I realize much of this is still surface stuff. They don’t rise to the level of conflicts. They are just things changes I’m noticing that stem from doing life with someone. The good news is that, one month in, I’m still crazy about him, and I think he’s still crazy about me even though he’s witnessed a lot of my particularities and a bit of my crazy. It’s still hard to believe that this incredibly sweet guy is in it with me for the long haul, even when it’s hard, but he appears to be.
The other day, I went to the grocery store while Dave napped. While I was at the store, I had half convinced myself that when he said, “I’d like to take a nap,” he meant that he’d like to get me out of the house so that he could pack all his things and leave without having to explain himself. I bumped into a dear friend at the grocery store, and I told her that I was pretty sure he and his things would be gone when I got home. I was joking, but I believe there’s a kernel of truth in every joke. A little part of me definitely wondered if maybe he was thinking he’d made a huge mistake moving down here for me.

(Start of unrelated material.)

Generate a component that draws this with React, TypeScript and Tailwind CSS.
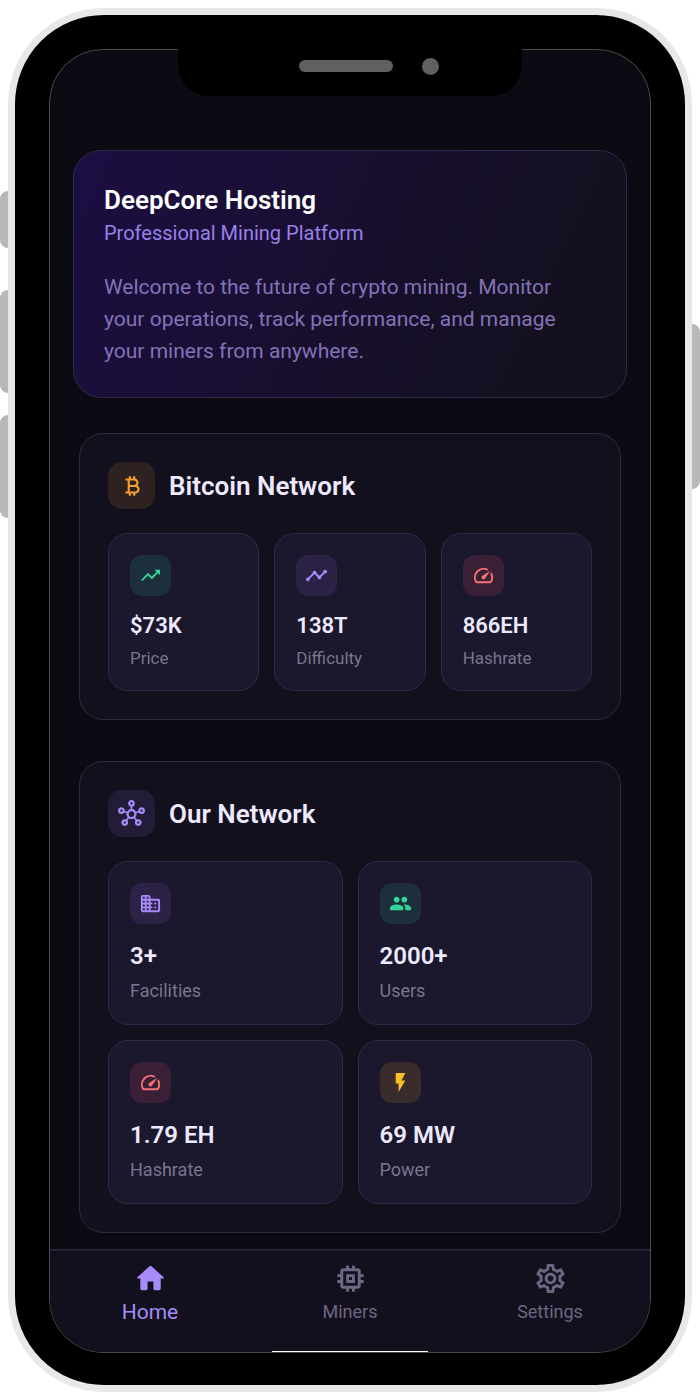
import type { ReactNode } from 'react'
import { MdCurrencyBitcoin, MdFlashOn, MdMemory, MdOutlineHub, MdOutlineSettings, MdSpeed, MdTimeline } from 'react-icons/md'

type Tone = 'green' | 'violet' | 'red' | 'amber'

interface Stat {
  value: string
  label: string
  tone: Tone
  icon: ReactNode
}

const tones: Record<Tone, string> = {
  green: 'bg-[#1e2f3c] text-[#34d399]',
  violet: 'bg-[#2b2245] text-[#a78bfa]',
  red: 'bg-[#3a2037] text-[#f87171]',
  amber: 'bg-[#3a2b2d] text-[#fbbf24]',
}

// Rounded Material glyphs, not shipped in react-icons/md
function Glyph({ d, size = 23 }: { d: string; size?: number }) {
  return (
    <svg width={size} height={size} viewBox="0 0 24 24" fill="currentColor" aria-hidden="true">
      <path d={d} />
    </svg>
  )
}

const HOME =
  'M10 19v-5h4v5c0 .55.45 1 1 1h3c.55 0 1-.45 1-1v-7h1.7c.46 0 .68-.57.33-.87L12.67 3.6c-.38-.34-.96-.34-1.34 0l-8.36 7.53c-.34.3-.13.87.33.87H5v7c0 .55.45 1 1 1h3c.55 0 1-.45 1-1z'
const TRENDING =
  'M16.85 6.85l1.44 1.44-4.88 4.88-3.29-3.29c-.39-.39-1.02-.39-1.41 0l-6 6.01c-.39.39-.39 1.02 0 1.41.39.39 1.02.39 1.41 0L9.41 12l3.29 3.29c.39.39 1.02.39 1.41 0l5.59-5.58 1.44 1.44c.31.31.85.09.85-.35V6.5c.01-.28-.21-.5-.49-.5h-4.29c-.45 0-.67.54-.36.85z'
const BUSINESS =
  'M12 7V5c0-1.1-.9-2-2-2H4c-1.1 0-2 .9-2 2v14c0 1.1.9 2 2 2h16c1.1 0 2-.9 2-2V9c0-1.1-.9-2-2-2h-8zM6 19H4v-2h2v2zm0-4H4v-2h2v2zm0-4H4V9h2v2zm0-4H4V5h2v2zm4 12H8v-2h2v2zm0-4H8v-2h2v2zm0-4H8V9h2v2zm0-4H8V5h2v2zm9 12h-7v-2h2v-2h-2v-2h2v-2h-2V9h7c.55 0 1 .45 1 1v8c0 .55-.45 1-1 1zm-1-8h-2v2h2v-2zm0 4h-2v2h2v-2z'
const PEOPLE =
  'M16 11c1.66 0 2.99-1.34 2.99-3S17.66 5 16 5s-3 1.34-3 3 1.34 3 3 3zm-8 0c1.66 0 2.99-1.34 2.99-3S9.66 5 8 5 5 6.34 5 8s1.34 3 3 3zm0 2c-2.33 0-7 1.17-7 3.5V18c0 .55.45 1 1 1h12c.55 0 1-.45 1-1v-1.5c0-2.33-4.67-3.5-7-3.5zm8 0c-.29 0-.62.02-.97.05.02.01.03.03.04.04 1.14.83 1.93 1.94 1.93 3.41V18c0 .35-.07.69-.18 1H22c.55 0 1-.45 1-1v-1.5c0-2.33-4.67-3.5-7-3.5z'

const bitcoinStats: Stat[] = [
  { value: '$73K', label: 'Price', tone: 'green', icon: <Glyph d={TRENDING} /> },
  { value: '138T', label: 'Difficulty', tone: 'violet', icon: <MdTimeline size={23} /> },
  { value: '866EH', label: 'Hashrate', tone: 'red', icon: <MdSpeed size={23} /> },
]

const networkStats: Stat[] = [
  { value: '3+', label: 'Facilities', tone: 'violet', icon: <Glyph d={BUSINESS} /> },
  { value: '2000+', label: 'Users', tone: 'green', icon: <Glyph d={PEOPLE} /> },
  { value: '1.79 EH', label: 'Hashrate', tone: 'red', icon: <MdSpeed size={23} /> },
  { value: '69 MW', label: 'Power', tone: 'amber', icon: <MdFlashOn size={23} /> },
]

function StatCard({ stat, large = false }: { stat: Stat; large?: boolean }) {
  return (
    <div className="rounded-[20px] border border-[#2f2a47] bg-[#1b172c] p-[21px]">
      <div className={`flex size-[41px] items-center justify-center rounded-xl ${tones[stat.tone]}`}>{stat.icon}</div>
      <p className={`mt-4 font-semibold text-[#ede9fe] ${large ? 'text-[24px] leading-[33px]' : 'text-[22px] leading-7'}`}>
        {stat.value}
      </p>
      <p className={`text-[#7a758c] ${large ? 'mt-1.5 text-[18px] leading-6' : 'mt-2 text-[17px] leading-[21px]'}`}>
        {stat.label}
      </p>
    </div>
  )
}

function Section({ title, badge, icon, children }: { title: string; badge: string; icon: ReactNode; children: ReactNode }) {
  return (
    <section className="rounded-3xl border border-[#2e2a40] bg-[#13101d] p-7">
      <div className="mb-6 flex items-center gap-[14px]">
        <div className={`flex size-[47px] items-center justify-center rounded-[14px] ${badge}`}>{icon}</div>
        <h2 className="text-[26px] leading-8 font-semibold text-[#ede9fe]">{title}</h2>
      </div>
      {children}
    </section>
  )
}

export default function App() {
  return (
    <div className="relative bg-white p-2 font-[Roboto,sans-serif]">
      {/* Side buttons */}
      <span className="absolute top-[191px] left-0 h-[57px] w-2 rounded-l-lg bg-[#b8b8b8]" />
      <span className="absolute top-[290px] left-0 h-[103px] w-2 rounded-l-lg bg-[#b8b8b8]" />
      <span className="absolute top-[415px] left-0 h-[103px] w-2 rounded-l-lg bg-[#b8b8b8]" />
      <span className="absolute top-[324px] right-0 h-[165px] w-2 rounded-r-lg bg-[#b8b8b8]" />

      {/* Phone body */}
      <div className="rounded-[96px] border-[7px] border-[#e8e8e8] bg-black px-[34px] pt-[34px] pb-8">
        <div className="flex flex-col rounded-[54px] border border-[#4a4a4a] bg-[#0c0a13]">
          {/* Notch, sits over the screen's top edge */}
          <div className="-mt-px mx-auto flex h-[47px] w-[344px] items-start gap-[29px] rounded-b-[31px] bg-black pt-[9px] pl-[121px]">
            <span className="mt-[2px] h-3 w-[94px] rounded-full bg-[#606060]" />
            <span className="size-[17px] rounded-full bg-[#606060]" />
          </div>

          <main className="px-[29px] pt-[54px] pb-4">
            <section className="-mx-[6px] rounded-[28px] border border-[#2f2947] bg-linear-[115deg] from-[#1c0e42] via-[#180f2e] via-50% to-[#13101d] to-90% p-[30px]">
              <h1 className="text-[26px] leading-[38px] font-semibold text-white">DeepCore Hosting</h1>
              <p className="mt-0.5 text-[20px] leading-6 text-[#9b80ea]">Professional Mining Platform</p>
              <p className="mt-[26px] text-[21px] leading-8 text-[#8472b8]">
                Welcome to the future of crypto mining. Monitor your operations, track performance, and manage your miners
                from anywhere.
              </p>
            </section>

            <div className="mt-[35px] flex flex-col gap-[41px]">
              <Section title="Bitcoin Network" badge="bg-[#2e2220] text-[#f59e2b]" icon={<MdCurrencyBitcoin size={26} />}>
                <div className="grid grid-cols-3 gap-[15px]">
                  {bitcoinStats.map(stat => (
                    <StatCard key={stat.label} stat={stat} />
                  ))}
                </div>
              </Section>

              <Section title="Our Network" badge="bg-[#231c38] text-[#a78bfa]" icon={<MdOutlineHub size={27} />}>
                <div className="grid grid-cols-2 gap-[15px]">
                  {networkStats.map(stat => (
                    <StatCard key={stat.label} stat={stat} large />
                  ))}
                </div>
              </Section>
            </div>
          </main>

          {/* Tab bar */}
          <nav className="rounded-b-[53px] border-t-2 border-[#262139] bg-[#13101d]">
            <div className="grid h-[100px] grid-cols-3 pt-[10px] text-[#6d6684]">
              <a href="#home" className="flex flex-col items-center text-[21px] leading-7 text-[#a78bfa]">
                <Glyph d={HOME} size={35} />
                <span className="mt-0.5">Home</span>
              </a>
              <a href="#miners" className="flex flex-col items-center text-[18px] leading-8">
                <MdMemory size={35} />
                <span>Miners</span>
              </a>
              <a href="#settings" className="flex flex-col items-center text-[18px] leading-8">
                <MdOutlineSettings size={35} />
                <span>Settings</span>
              </a>
            </div>
            <div className="mx-auto h-px w-[156px] bg-white" />
          </nav>
        </div>
      </div>
    </div>
  )
}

I think I’m still haunted by the past to some extent. I have this fear that we’ll come to an abrupt end with no face-to-face conversation about what happened. Anyone who knows Dave knows that would never happen. He’s far too much of a communicator to leave without a conversation, but that’s the fear I’m carrying right now. Letting go of that fear – believing that this man really does want to spend the rest of his life with me – may be my biggest challenge.